Schon seit Kindertagen spielt Fiege als Verteidigerin aktiv Fußball. Bereits mit zwölf Jahren hat sie sich für eine Ausbildung zur Schiedsrichterin entschieden. So früh ist das nur in Ausnahmefällen möglich, da die Schiedsrichter-Ordnung des HFV ein Mindestalter von 14 Jahren vorschreibt.

Mit der Ausbildung hat Fiege sich verpflichtet, zwölf Spiele pro Jahr zu leiten, eine Leistungsprüfung zu absolvieren und regelmäßig Fortbildungsveranstaltungen zu besuchen – wie den Lehrgang in Grünberg. Ohne ihre Eltern ginge nichts: Sie muss sich oft mehr als 100 Kilometer fahren lassen. Ohne diese Unterstützung könnte sie ihr Hobby nicht ausüben, sagt sie.

Reich wird man mit dem Pfeifen nicht. Auch wenn Sportkleidung und Fahrtkosten gestellt werden, bekommen die Frauen und Männer an der Pfeife für jeden Einsatz lediglich eine Aufwandsentschädigung, die Höhe hängt von der Spielklasse ab.

Unparteiische händeringend gesucht

Könnte eine bessere Bezahlung mehr Spielerinnen und Spieler motivieren, auch zu pfeifen? Fiege glaubt das nicht. Die 17-Jährige ist eine von bundesweit gerade mal vier Prozent Frauen im Schiedsrichter-Amt. Gerade im Amateurbereich plagen den DFB akute Nachwuchssorgen – vor allem junge Frauen fehlen.

Um gegenzusteuern und Werbung für das Amt zu machen, hat der DFB das "Jahr der Schiedsrichterinnen und Schiedsrichter" ausgerufen. Auch Fiege hofft, dass so mehr Nachwuchs kommt.

Viele haben keine Lust mehr auf den Job, weil Beleidigungen, Beschimpfungen oder sogar tätliche Angriffe zum Alltag gehören. In der Saison 2021/22 hat es bundesweit mehr als 900 Spielabbrüche gegeben. Ein trauriger Rekord bei den Amateuren.

Erst kürzlich hatte es in der Gruppenliga Wiesbaden eine Würge-Attacke auf den Schiedsrichter gegeben, nachdem er einem Spieler des Gastvereins die Rote Karte gezeigt hatte.

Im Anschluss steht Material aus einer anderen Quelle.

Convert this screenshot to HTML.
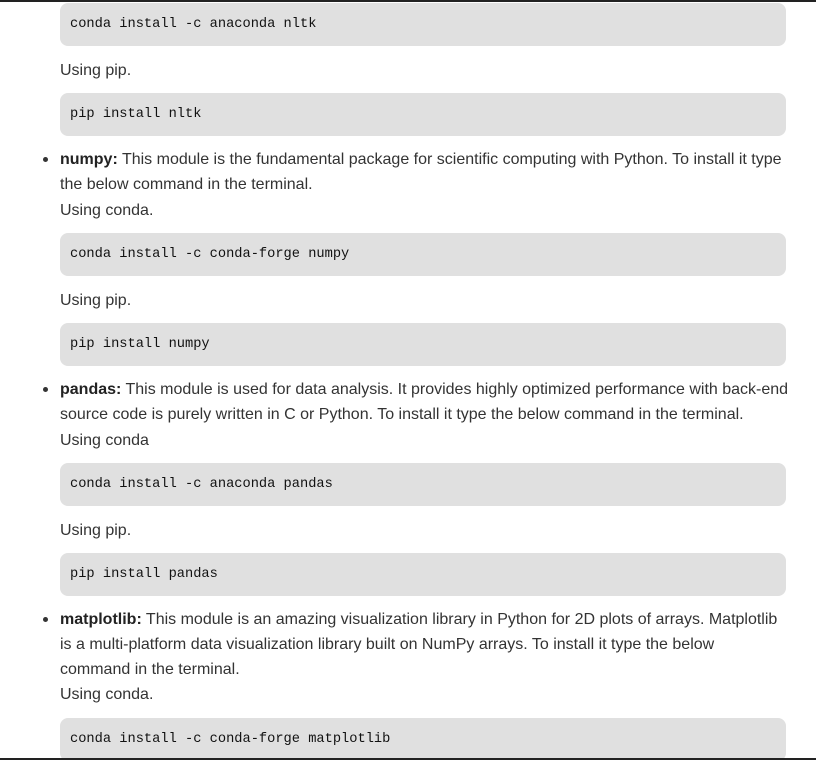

Sprüche wie "Zurück an den Herd"

Fiege, die junge Schiedsrichterin aus Nordhessen, hat schnell gelernt, dass sie sich auf dem Platz auch gegen Respektlosigkeiten wehren muss – von Fans, Spielern oder Trainern. Ein Spruch wie "Zurück an den Herd" sei da noch harmlos. Anfeindungen erlebe sie durchaus, erzählt die 17-Jährige. Doch das sei alles im Rahmen – Emotionen gehören für sie beim Fußball dazu.

Ihr Hobby sieht sie als Push fürs Selbstbewusstsein. Das Pfeifen habe sie persönlich stärker gemacht, so Fiege. Bei ihrem ersten Spiel sei sie eingeschüchtert gewesen, jetzt trete sie ganz anders auf.

Stine Fiege will Schiedsrichterin werden

Es sei an der Zeit, den Fokus mehr auf das Amt zu legen, fordert Schiedsrichterinnen-Betreuer Werner. Für ihn muss ein anderer Blick auf die Unparteiischen her. Diese wollten nicht irgendjemandem den Spaß verderben oder Spielverderber sein, sondern als "Dienstleister für das Spiel" agieren.

Er fordert, viel mehr für das Miteinander zu werben. Es ginge nicht, dass ein Schiedsrichter zum Buhmann der Nation werde, nur weil er eine vermeintliche Fehlentscheidung getroffen habe.

Schiri-Sein als Push fürs Ego

Fiege hat am Wochenende überzeugt und beim Wissenstest locker die Hessen-Norm geschafft. Nur bei den schärferen DFB-Vorgaben ist sie knapp am Erfolg vorbeigeschrammt. Kein Ding für die Abiturientin: "Aus Fehlern lernt man. Das macht mich noch ehrgeiziger, es beim nächsten Mal zu schaffen."

Mit ihrem Weg möchte sie auch andere Mädchen und Frauen inspirieren, den Schritt ins Schiedsrichter-Amt zu wagen. Die Förderung in Hessen sei sehr gut, sagt sie, man müsse nur den Mut haben: "Man kann ja nicht verlieren, man kann nur gewinnen."